On Saturday, the Red and Blue lost to Harvard, 5-2, in a hard-fought match that lasted four and a half hours. On Sunday, they were defeated by Dartmouth, 4-3.

Against the Crimson, the Quakers (11-5, 1-4) looked confident after jumping out to a 1-0 lead by winning all three doubles matches.

However, the tide turned during an intense match at No. 1 singles between Penn captain Hicham Laalej and Harvard junior Jonathan Pearlman.

Despite winning the first set 6-2, Laalej lost momentum in the second set after a series of controversial calls went against him. His three-set loss provided the clinching point for Harvard.

“We had a ton of momentum against Harvard [after winning the doubles], but I’m going to be honest I think Harvard is a little better,” DeVore said. “Even on our best day, maybe we wouldn’t have come out on top.”

This loss will likely cause the No. 63 Quakers to be replaced by Harvard in the national rankings.

Against Dartmouth, losing the doubles point proved critical. The Quakers had match points at both No. 1 and No. 3 doubles, but ultimately lost both matches.

At No. 2 singles, Ivan Turudic led 6-4 in the first-set tiebreaker before losing the tiebreaker, 10-8. He went on to lose in straight sets.

One of the biggest problem areas for the Quakers this weekend was the bottom of the lineup, where Jason Lin and Jason Magnes lost both of their matches this weekend at No. 5 and No. 6, respectively.

In fact, Lin, Magnes and freshman Zach Katz — the three players fighting for the last two spots in the singles lineup — are all winless in Ivy League competition.

“We’re going to have to reevaluate what we’re doing down there,” DeVore explained. “I’m not saying we’re going to put someone new in there, but we’re certainly going to look at it.”

One player who the team is not likely to turn to at No. 6 singles is last season’s No. 1 singles player, Eugen Brazdil. The junior left the team earlier this season and has not been able to practice regularly since returning to the squad right before the Ivy season.

“He was honest with us [when he returned]," DeVore said of Brazdil. “He said ‘I don’t think I can contribute in singles.’”

Although the Red and Blue end the season with two difficult opponents — the reigning champions, Columbia and Ivy favorites Cornell — they are confident they can beat any team in the Ivy League.

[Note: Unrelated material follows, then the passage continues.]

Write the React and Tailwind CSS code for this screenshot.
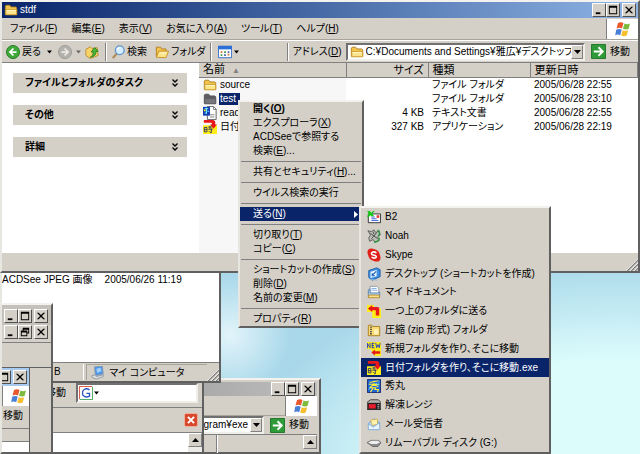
import { Fragment } from "react";
import clsx from "clsx";

const menus = [
	"ファイル(&F)",
	"編集(&E)",
	"表示(&V)",
	"お気に入り(&A)",
	"ツール(&T)",
	"ヘルプ(&H)",
];

const tasks = ["ファイルとフォルダのタスク", "その他", "詳細"];

const files = [
	{ name: "source", icon: "folder", size: "", type: "ファイル フォルダ", date: "2005/06/28 22:55" },
	{ name: "test", icon: "selected", size: "", type: "ファイル フォルダ", date: "2005/06/28 23:10" },
	{ name: "readme", icon: "text", size: "4 KB", type: "テキスト文書", date: "2005/06/28 22:55" },
	{ name: "日付", icon: "date", size: "327 KB", type: "アプリケーション", date: "2005/06/28 22:19" },
];

const contextMenu = [
	["開く(&O)", "エクスプローラ(&X)", "ACDSeeで参照する", "検索(&E)..."],
	["共有とセキュリティ(&H)..."],
	["ウイルス検索の実行"],
	["送る(&N)"],
	["切り取り(&T)", "コピー(&C)"],
	["ショートカットの作成(&S)", "削除(&D)", "名前の変更(&M)"],
	["プロパティ(&R)"],
];

const sendTo = [
	{ label: "B2", icon: "mail" },
	{ label: "Noah", icon: "noah" },
	{ label: "Skype", icon: "skype" },
	{ label: "デスクトップ (ショートカットを作成)", icon: "desktop" },
	{ label: "マイ ドキュメント", icon: "documents" },
	{ label: "一つ上のフォルダに送る", icon: "up" },
	{ label: "圧縮 (zip 形式) フォルダ", icon: "zip" },
	{ label: "新規フォルダを作り、そこに移動", icon: "new" },
	{ label: "日付フォルダを作り、そこに移動.exe", icon: "date", active: true },
	{ label: "秀丸", icon: "hidemaru" },
	{ label: "解凍レンジ", icon: "range" },
	{ label: "メール受信者", icon: "recipient" },
	{ label: "リムーバブル ディスク (G:)", icon: "disk" },
];

const raised =
	"border border-t-white border-l-white border-r-[#808080] border-b-[#808080] bg-[#d4d0c8]";
const sunken =
	"border-2 border-t-[#707070] border-l-[#707070] border-r-[#f0eee8] border-b-[#f0eee8] bg-white";
const frame =
	"absolute flex flex-col bg-[#d4d0c8] border-2 border-t-[#f4f2ee] border-l-[#e8e6e0] border-r-[#606060] border-b-[#606060]";

const folderShape = (
	<>
		<path d="M1.5 13V3.5l1-1h4l1.5 2h5.5l1 1V13z" fill="#f3c44c" stroke="#a87a1c" />
		<path d="M2 13.5V7.5h12.5v6z" fill="#fde58c" stroke="#c9982c" />
		<path d="M3 8.5h10.5" stroke="#fff8cf" />
	</>
);

const icons = {
	folder: folderShape,
	selected: (
		<>
			<path d="M1.5 13V3.5l1-1h4l1.5 2h5.5l1 1V13z" fill="#5d5d62" stroke="#505058" />
			<path d="M2 13.5V7.5h12.5v6z" fill="#75757a" stroke="#5d5d62" />
		</>
	),
	text: (
		<>
			<path d="M5 .5h7l3 3v12H5z" fill="#fff" stroke="#555" />
			<path d="M8 10h5M8 12.500h5M12 1v3h3" stroke="#777" fill="none" />
			<path d="M0 1h8v10H0z" fill="#143cb4" />
			<path d="M2 3h4M4 2v7M2 8h2M5 6h2" stroke="#7ff" />
			<path d="M1 4h2v2H1z" fill="#ff0" />
		</>
	),
	date: (
		<>
			<path d="M0 6h16v10H0z" fill="#ffee18" />
			<path d="M1 0h10q3 0 3 3v2h2l-4 5-4-5h2V3H1z" fill="#e81818" />
			<path d="M1.500 8.500h3v5h-3zM1.500 11h3M6 8h4M8 7v3M6 10.500h5M9.500 10v4.500H8M6.500 12.500l1 1" stroke="#222870" fill="none" />
		</>
	),
	mail: (
		<>
			<path d="M1.500 4.500h14v10h-14z" fill="#fff" stroke="#222" />
			<path d="M11 6h3v3h-3z" fill="#e33" />
			<path d="M5 8h4M5 10h6M5 12h8" stroke="#3355dd" />
			<path d="M0 1h3l2 2 2-2h2L6 4l2 3H5L4 6 2 8H0l2-4z" fill="#14c814" />
		</>
	),
	noah: (
		<>
			<path d="M1 2l4 1 3-2 2 3 4-2 1 5-3 2 2 4-5 2-2-3-4 2-1-4 2-3z" fill="#b9bdb4" stroke="#555" />
			<path d="M4 5l4 3-3 3M11 4L8 8l4 3M7 3l1 3" stroke="#444" fill="none" />
			<path d="M12 1q4 4 1 7M14 10q0 5-6 5" stroke="#249a3c" strokeWidth="1.5" fill="none" />
		</>
	),
	skype: (
		<>
			<circle cx="5" cy="5" r="4.500" fill="#e02018" />
			<circle cx="11" cy="11" r="4.500" fill="#e02018" />
			<circle cx="8" cy="8" r="6.500" fill="#e02018" />
			<path d="M10.800 5.500Q8 3.600 6 5t.3 2.700l3 .8q2 1 .8 2.400-2 1.500-4.900-.4" stroke="#fff" strokeWidth="1.800" fill="none" />
		</>
	),
	desktop: (
		<>
			<path d="M2 4l9-3 4 2v8l-9 4-4-3z" fill="#3b8ee0" stroke="#1e57a4" />
			<path d="M4 5.500l7-2v7l-7 2z" fill="#e8f4ff" />
			<path d="M5.500 10l5-5M6 7v3h3" stroke="#2264b8" strokeWidth="1.300" fill="none" />
			<path d="M3 14l9 1" stroke="#8fb7dc" />
		</>
	),
	documents: (
		<>
			<path d="M3.500 1.500h8l2 2v8h-10z" fill="#fff" stroke="#8896a8" />
			<path d="M5 4h6M5 6h7" stroke="#7aa7dc" />
			<path d="M1.500 13.500v-8l2-1V9h9l2-1v5.500z" fill="#a9cbee" stroke="#5a80ac" />
			<path d="M1.500 14.500l.5-3h12l.5 3z" fill="#fbe08a" stroke="#b58a2c" />
		</>
	),
	up: (
		<>
			<path d="M0 1h8v4h8v11H6V9H0z" fill="#ffee18" />
			<path d="M1 5l5-4v2.500h6q2 0 2 2V13h-4V7H6v2z" fill="#e81818" />
		</>
	),
	zip: (
		<>
			<path d="M1.500 14.500v-12h4l1 1.500h8v10.500z" fill="#fbdc74" stroke="#a87a1c" />
			<path d="M4.500 4v9" stroke="#444" strokeWidth="2" strokeDasharray="1.500 1" />
			<path d="M8 7h5v6H8z" fill="#fff1b4" />
		</>
	),
	new: (
		<>
			<path d="M0 0h16v8H0z" fill="#ffee18" />
			<path d="M4 8h12v8H9z" fill="#ffee18" />
			<path d="M.5 7V1.500l3 5V1M5.500 1.500h3M5.500 4h2.500M5.500 6.500h3M6 1v6M10 1l1 5.500L12.500 3 14 6.500 15 1" stroke="#1834c8" fill="none" />
			<path d="M5 12l4-3.500v2h6v3H9v2z" fill="#e81818" />
		</>
	),
	hidemaru: (
		<>
			<path d="M.5.500h15v15H.5z" fill="#2066d8" stroke="#102060" />
			<path d="M3 4l10-2M8 2v6M2 6h12M8 6l-5 4M8 6l5 3M4 10h6l-1 2h4l-1 3M7 10l-3 5" stroke="#ffef38" strokeWidth="1.300" fill="none" />
			<path d="M2 12l2-2M13 4l1-1M10 5l3 2" stroke="#7ff" />
		</>
	),
	range: (
		<>
			<path d="M0 5l4-3h9l3 3v8H0z" fill="#b8b4b0" stroke="#333" />
			<path d="M.5 5.500h15v8H.5z" fill="#222" />
			<path d="M2 7h8v5H2z" fill="#e81c2c" />
			<path d="M12 7.500h2M12 9.500h2M12 11.500h2M1 15h3M12 15h3" stroke="#ccc" />
		</>
	),
	recipient: (
		<>
			<path d="M1.500 7.500L8 2l6.500 4.500-2 8-9-1z" fill="#b9dcf6" stroke="#5d93c4" />
			<path d="M4 3.500l8-1v6l-6 1z" fill="#fff3ae" stroke="#cfae54" />
			<path d="M1.500 7.500l5.500 4 7.500-5v8h-13z" fill="#e8f5ff" stroke="#7aa9d2" />
		</>
	),
	disk: (
		<>
			<path d="M0 7.500L5 5h8l3 2.500-3.500 4.500h-6z" fill="#8a8a8a" stroke="#666" />
			<path d="M1 7.500l4.500-2h7l2.500 2-4 1.500H5z" fill="#efefef" />
		</>
	),
	back: (
		<>
			<circle cx="8" cy="8" r="7.500" fill="#3fa83a" stroke="#24781f" />
			<path d="M8.500 4L4.500 8l4 4M5 8h7" stroke="#fff" strokeWidth="2" fill="none" />
		</>
	),
	forward: (
		<>
			<circle cx="8" cy="8" r="7.500" fill="#b4b2ae" stroke="#9a9894" />
			<path d="M7.500 4l4 4-4 4M4 8h7" stroke="#ece9e2" strokeWidth="2" fill="none" />
		</>
	),
	parent: (
		<>
			<path d="M1 5l5-3 2 2 6-1 1 9-9 3.500L1 12z" fill="#f8d468" stroke="#b58a2c" />
			<path d="M6 14q4-2 3.500-6H7l4-5 4 4-2.500.5Q13 13 6 14z" fill="#4ab83c" stroke="#247a1c" />
		</>
	),
	search: (
		<>
			<path d="M7 9.500L2 15" stroke="#b08a58" strokeWidth="2.500" />
			<circle cx="10" cy="6" r="5" fill="#d3ecff" stroke="#5f94d0" strokeWidth="1.500" />
			<path d="M7.500 5q1-2 3-2" stroke="#fff" strokeWidth="1.500" fill="none" />
		</>
	),
	openFolder: (
		<>
			<path d="M1.500 13.500v-11h5l1 2h5v3" fill="#f3c44c" stroke="#b07c1c" />
			<path d="M1.500 14l3-7h11l-3 7.500z" fill="#fde58c" stroke="#c88a1c" />
			<path d="M6 9h7" stroke="#fffbe0" />
		</>
	),
	views: (
		<>
			<path d="M.5 1.500h15v13H.5z" fill="#fff" stroke="#2464c8" />
			<path d="M0 1h16v4H0z" fill="#2a6fd8" />
			<path d="M3 7h2v2H3zM11 10h2v2h-2z" fill="#d8742c" />
			<path d="M7 7h2v2H7zM3 10.500h2v2H3z" fill="#3c9c4c" />
			<path d="M11 7h2v2h-2zM7 10.500h2v2H7z" fill="#4466aa" />
		</>
	),
	go: (
		<>
			<path d="M.5.500h15v15H.5z" fill="#2f9a38" stroke="#1e7427" />
			<path d="M8 3.500L12.500 8 8 12.500M3 8h9" stroke="#fff" strokeWidth="2" fill="none" />
		</>
	),
	flag: (
		<>
			<path d="M3 2q3-1.500 5.500 0L7 7.500q-2.500-1.500-5.500 0z" fill="#e8582c" />
			<path d="M9.500 2.500q2.500 1.500 5.500 0L13.500 8Q11 9 8 7.800z" fill="#7cba3c" />
			<path d="M1.200 8.800q3-1.500 5.500 0l-1.500 5.500q-2.500-1.500-5 0z" fill="#4a7fd8" />
			<path d="M7.700 9.200q2.500 1.300 5.500 0l-1.500 5.300q-2.500 1.300-5.500 0z" fill="#f6bf30" />
		</>
	),
	computer: (
		<>
			<path d="M4 1l9-1 1 9-9 2z" fill="#4c97e8" stroke="#8a98a8" />
			<path d="M6 3l5-1 1 4-5 2z" fill="#9fd0ff" />
			<path d="M1 11l4-1 1 2 8-2v2l-8 3-5-2z" fill="#dcdcd8" stroke="#8a98a8" />
		</>
	),
	google: (
		<>
			<path d="M.5 15V.5H15" stroke="#d33a2c" fill="none" />
			<path d="M15.500 1v14.500H1" stroke="#2c9c4c" fill="none" />
			<path d="M12 4.500Q9 2 6 4t-1.500 6.500Q7 14 12 11.500V8.500H8.500" stroke="#2858c0" strokeWidth="1.500" fill="none" />
		</>
	),
	close: (
		<>
			<rect x=".5" y=".5" width="15" height="15" rx="2" fill="#d8482c" stroke="#f4b8a4" />
			<path d="M4.500 4.500l7 7M11.500 4.500l-7 7" stroke="#fff" strokeWidth="2.200" />
		</>
	),
};

function Icon({ name, className = "size-3.5" }) {
	return (
		<svg viewBox="0 0 16 16" className={clsx("shrink-0", className)} aria-hidden="true">
			{icons[name]}
		</svg>
	);
}

// "&" marks the access key, as in Windows resource files
function Label({ text }) {
	const at = text.indexOf("&");
	if (at < 0) return <span>{text}</span>;
	return (
		<span>
			{text.slice(0, at)}
			<span className="underline">{text[at + 1]}</span>
			{text.slice(at + 2)}
		</span>
	);
}

function Arrow({ up, className = "w-[7px]" }) {
	return (
		<svg viewBox="0 0 7 4" className={clsx("h-1 shrink-0", className)} aria-hidden="true">
			<path d={up ? "M0 4l3.500-4L7 4z" : "M0 0l3.500 4L7 0z"} fill="#000" />
		</svg>
	);
}

const glyphs = {
	min: "M3 9h5v2H3z",
	max: "M2 2h9v9H2zM3 4v6h7V4z",
	restore: "M4 2h7v6H9v3H2V5h2zM5 4v1h4v2h1V4zM3 7v3h5V7z",
	close: "M2 3h2l2.500 2.500L9 3h2L7.500 6.500 11 10H9L6.500 7.500 4 10H2l3.500-3.500z",
};

function CaptionButtons({ middle = "max" }) {
	return (
		<div className="flex shrink-0">
			{["min", middle, "close"].map((kind) => (
				<button
					key={kind}
					aria-label={kind}
					className={clsx(
						"size-3.5 border border-t-white border-l-white border-r-[#505050] border-b-[#505050] bg-[#d4d0c8]",
						kind === "close" && "ml-0.5"
					)}>
					<svg viewBox="0 0 13 13" className="size-full">
						<path d={glyphs[kind]} fillRule="evenodd" />
					</svg>
				</button>
			))}
		</div>
	);
}

function LogoBox() {
	return (
		<div className="w-8 h-5 shrink-0 ml-auto bg-white border-l border-[#808080] flex items-center justify-center">
			<Icon name="flag" className="size-4" />
		</div>
	);
}

function GoButton() {
	return (
		<button className="flex items-center gap-1 shrink-0">
			<Icon name="go" className="size-[15px]" />
			移動
		</button>
	);
}

function Divider() {
	return <div className="w-0.5 h-[18px] shrink-0 border-l border-[#808080] bg-white" />;
}

function Grip() {
	return (
		<svg viewBox="0 0 12 12" className="size-3 shrink-0 self-end ml-auto" aria-hidden="true">
			<path d="M1 12L12 1M5 12l7-7M9 12l3-3" stroke="#808080" strokeWidth="1.500" />
			<path d="M0 12L12 0M4 12l8-8M8 12l4-4" stroke="#fff" strokeWidth=".7" />
		</svg>
	);
}

function ScrollUp() {
	return (
		<button aria-label="上へスクロール" className={clsx(raised, "size-3.5 shrink-0 flex items-center justify-center")}>
			<Arrow up />
		</button>
	);
}

function AddressBox({ value, icon, className }) {
	return (
		<div className={clsx(sunken, "flex items-center h-[18px] min-w-0", className)}>
			{icon && <Icon name="folder" className="size-3.5 mx-0.5" />}
			<input
				aria-label="アドレス"
				defaultValue={value}
				className={clsx("flex-1 min-w-0 outline-none", !icon && "text-right pr-0.5")}
			/>
			<button aria-label="履歴" className={clsx(raised, "w-3 h-full shrink-0 flex items-center justify-center")}>
				<Arrow />
			</button>
		</div>
	);
}

function Explorer() {
	return (
		<main className={clsx(frame, "left-0 right-0 top-0")}>
			<header className="flex items-center h-4 px-0.5 bg-linear-to-r from-[#0a246a] to-[#8fb4e4] text-white">
				<Icon name="folder" />
				<h1 className="ml-0.5 flex-1">stdf</h1>
				<CaptionButtons />
			</header>
			<nav className="flex items-center h-[22px] pl-2 gap-3.5 border-b border-[#a8a49c]">
				{menus.map((menu) => (
					<button key={menu}>
						<Label text={menu} />
					</button>
				))}
				<LogoBox />
			</nav>
			<div className="flex items-center h-[22px] pl-1 pr-2 border-t border-white">
				<button className="flex items-center gap-0.5">
					<Icon name="back" /> 戻る
				</button>
				<span className="mx-1.5"><Arrow className="w-[5px]" /></span>
				<button aria-label="進む"><Icon name="forward" /></button>
				<span className="mx-1 opacity-50"><Arrow className="w-[5px]" /></span>
				<button aria-label="上へ" className="mr-1.5"><Icon name="parent" /></button>
				<Divider />
				<button className="flex items-center gap-0.5 mx-1">
					<Icon name="search" /> 検索
				</button>
				<button className="flex items-center gap-0.5 mx-1">
					<Icon name="openFolder" /> フォルダ
				</button>
				<Divider />
				<button aria-label="表示" className="flex items-center gap-0.5 ml-1.5">
					<Icon name="views" /> <Arrow className="w-[5px]" />
				</button>
				<div className="flex-1 flex items-center ml-12 gap-1">
					<Divider />
					<Label text="アドレス(&D)" />
					<AddressBox
						icon
						className="flex-1"
						value="C:¥Documents and Settings¥雅広¥デスクトップ¥stdf"
					/>
				</div>
				<div className="ml-1.5"><GoButton /></div>
			</div>
			<div className="flex h-[191px] bg-white border-t border-[#808080]">
				<aside className="w-[197px] shrink-0 pt-2.5 pl-[11px] pr-3 flex flex-col gap-3">
					{tasks.map((task) => (
						<button
							key={task}
							className="flex items-center justify-between h-5 pl-3 pr-2 bg-[#d4d0c8] font-bold">
							{task}
							<svg viewBox="0 0 8 8" className="size-2" aria-hidden="true">
								<path d="M1.500.500L4 3 6.500.500M1.500 4.500L4 7l2.500-2.500" stroke="#000" strokeWidth="1.300" fill="none" />
							</svg>
						</button>
					))}
				</aside>
				<div className="flex-1 bg-linear-to-r from-[#f7f7f7] from-[147px] to-white to-[147px]">
					<table className="w-full table-fixed border-collapse">
						<thead>
							<tr className="bg-[#d4d0c8] text-left text-[11px] leading-3">
								<th className="w-[147px] h-[13px] pl-1 font-normal border-r border-b border-[#808080]">
									名前 <span className="text-[#808080] text-[8px] ml-1">▲</span>
								</th>
								<th className="w-[82px] pr-1 font-normal text-right border-r border-b border-[#808080]">サイズ</th>
								<th className="w-[102px] pl-1 font-normal border-r border-b border-[#808080]">種類</th>
								<th className="pl-1 font-normal border-r border-b border-[#808080]">更新日時</th>
							</tr>
						</thead>
						<tbody>
							{files.map((file) => (
								<tr key={file.name} className="h-3.5 leading-3">
									<td>
										<div className="flex items-center gap-0.5 pl-1">
											<Icon name={file.icon} />
											<span
												className={clsx(
													"px-px",
													file.icon === "selected" &&
														"bg-[#0a246a] text-white pr-1"
												)}>
												{file.name}
											</span>
										</div>
									</td>
									<td className="text-right pr-1">{file.size}</td>
									<td className="pl-1">{file.type}</td>
									<td className="pl-1">{file.date}</td>
								</tr>
							))}
						</tbody>
					</table>
				</div>
			</div>
			<footer className="flex h-[18px]">
				<Grip />
			</footer>
		</main>
	);
}

function ContextMenu() {
	return (
		<div role="menu" className={clsx(frame, "left-[238px] top-[100px] w-[126px]")}>
			{contextMenu.map((group, index) => (
				<Fragment key={index}>
					{index > 0 && (
						<hr className="my-[3px] mx-px border-t-[#808080] h-px bg-white" />
					)}
					{group.map((item) => {
						const open = item.startsWith("送る");
						return (
							<button
								key={item}
								role="menuitem"
								className={clsx(
									"flex items-center justify-between h-3.5 pl-[13px] pr-1 text-left",
									item.startsWith("開く") && "font-bold",
									open && "bg-[#0a246a] text-white"
								)}>
								<Label text={item} />
								{open && (
									<svg viewBox="0 0 4 7" className="w-1 h-[7px]" aria-hidden="true">
										<path d="M0 0l4 3.500L0 7z" fill="#fff" />
									</svg>
								)}
							</button>
						);
					})}
				</Fragment>
			))}
		</div>
	);
}

function SendToMenu() {
	return (
		<div role="menu" className={clsx(frame, "left-[359px] top-[206px] w-48 h-[248px]")}>
			{sendTo.map((item) => (
				<button
					key={item.label}
					role="menuitem"
					className={clsx(
						"flex-1 min-h-0 flex items-center gap-1 pl-1.5 text-left",
						item.active && "bg-[#0a246a] text-white"
					)}>
					<Icon name={item.icon} />
					{item.label}
				</button>
			))}
		</div>
	);
}

function PictureWindow() {
	return (
		<section className={clsx(frame, "left-0 top-[262px] w-[221px] h-[121px]")}>
			<div className="flex-1 flex gap-3 pt-2.5 bg-white border-b border-[#808080]">
				<span>ACDSee JPEG 画像</span>
				<span>2005/06/26 11:19</span>
			</div>
			<footer className="flex items-center h-[18px] pl-12">
				<span className="w-9 pl-1 h-4 leading-4 border-r border-white">B</span>
				<span className="flex items-center gap-1 w-32 h-4 ml-0.5 pl-1 border-l border-t border-[#a8a49c]">
					<Icon name="computer" /> マイ コンピュータ
				</span>
				<Grip />
			</footer>
		</section>
	);
}

function SearchWindow() {
	return (
		<section className={clsx(frame, "left-0 top-[360px] bottom-0 w-[204px]")}>
			<div className="flex items-center h-[46px] pt-4 pl-11 pr-1 border-b border-[#808080]">
				<span className="shrink-0 mr-2.5">移動</span>
				<div className={clsx(sunken, "flex items-center flex-1 min-w-0 h-5")}>
					<Icon name="google" className="size-3.5 mx-px" />
					<Arrow className="w-[5px]" />
					<input aria-label="Google 検索" className="flex-1 min-w-0 outline-none" />
				</div>
			</div>
			<div className="flex items-center justify-end h-[25px] pr-1 border-b border-[#808080]">
				<button aria-label="閉じる"><Icon name="close" /></button>
			</div>
			<div className="flex flex-1 justify-end bg-white">
				<div className="bg-[#eceae6]"><ScrollUp /></div>
			</div>
		</section>
	);
}

function ProgramWindow() {
	return (
		<section className={clsx(frame, "left-[150px] top-[378px] bottom-0 w-[171px] pr-0.5")}>
			<div className="flex items-center justify-end h-[18px] pr-0.5 mt-0.5 bg-linear-to-r from-[#a0a0a0] to-[#c0c0c0]">
				<CaptionButtons />
			</div>
			<div className="flex h-5 border-b border-[#a8a49c]"><LogoBox /></div>
			<div className="flex items-center h-[22px] pr-2 gap-1.5">
				<AddressBox value="Program¥exe" className="flex-1" />
				<GoButton />
			</div>
			<div className="flex flex-1 justify-between pl-16 border-t border-[#808080]">
				<Divider />
				<ScrollUp />
			</div>
		</section>
	);
}

function ChildWindow() {
	return (
		<section className={clsx(frame, "left-0 top-[303px] bottom-0 w-[53px]")}>
			<div className="flex justify-end pt-1 pb-0.5 pr-[3px] bg-[#c4c1bb]">
				<CaptionButtons />
			</div>
			<div className="flex justify-end pr-[3px] pb-[3px] border-b border-[#808080]">
				<CaptionButtons middle="restore" />
			</div>
			<div className="flex flex-1 mt-6 border-t border-[#606060]">
				<div className="w-7 shrink-0 flex flex-col border-r border-[#606060] overflow-hidden">
					<div className="flex justify-end h-[18px] pt-0.5 pr-0.5 bg-[#a6caf0]">
						<CaptionButtons />
					</div>
					<LogoBox />
					<span className="h-[22px] leading-5 self-end pr-1.5">移動</span>
					<div className="h-3.5 border-y border-[#808080]" />
					<div className="flex-1 bg-white" />
				</div>
			</div>
		</section>
	);
}

export default function App() {
	return (
		<div className="relative h-screen overflow-hidden text-[10px] leading-3 text-black whitespace-nowrap font-['Liberation_Sans','Noto_Sans_CJK_JP',sans-serif] [font-feature-settings:'palt'] bg-[radial-gradient(circle_at_230px_335px,#e2f4fa_0,transparent_60px),radial-gradient(380px_220px_at_620px_480px,#dcfcfc_55%,transparent_100%),linear-gradient(#a9d8ea,#a9d8ea)]">
			<ProgramWindow />
			<SearchWindow />
			<PictureWindow />
			<ChildWindow />
			<Explorer />
			<ContextMenu />
			<SendToMenu />
		</div>
	);
}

“What it comes down to is on the given day, who is going to put in enough effort to pull out the win?” DeVore said. “The Ivy League is deeper than it has ever been in history.”

This is certainly true given that after the Dartmouth match, 13 of the 17 Ivy League matches were decided by a 4-3 score.

Because the Quakers have been mathematically eliminated from contention, DeVore believes his team has “really have nothing to lose” as they finish their season next weekend.

This article has been updated from its original version to accurately reflect several of DeVore's quotes, including bracketing [if I said I was happy] and adding the word "maybe" to the quote about Penn's potential to beat Harvard.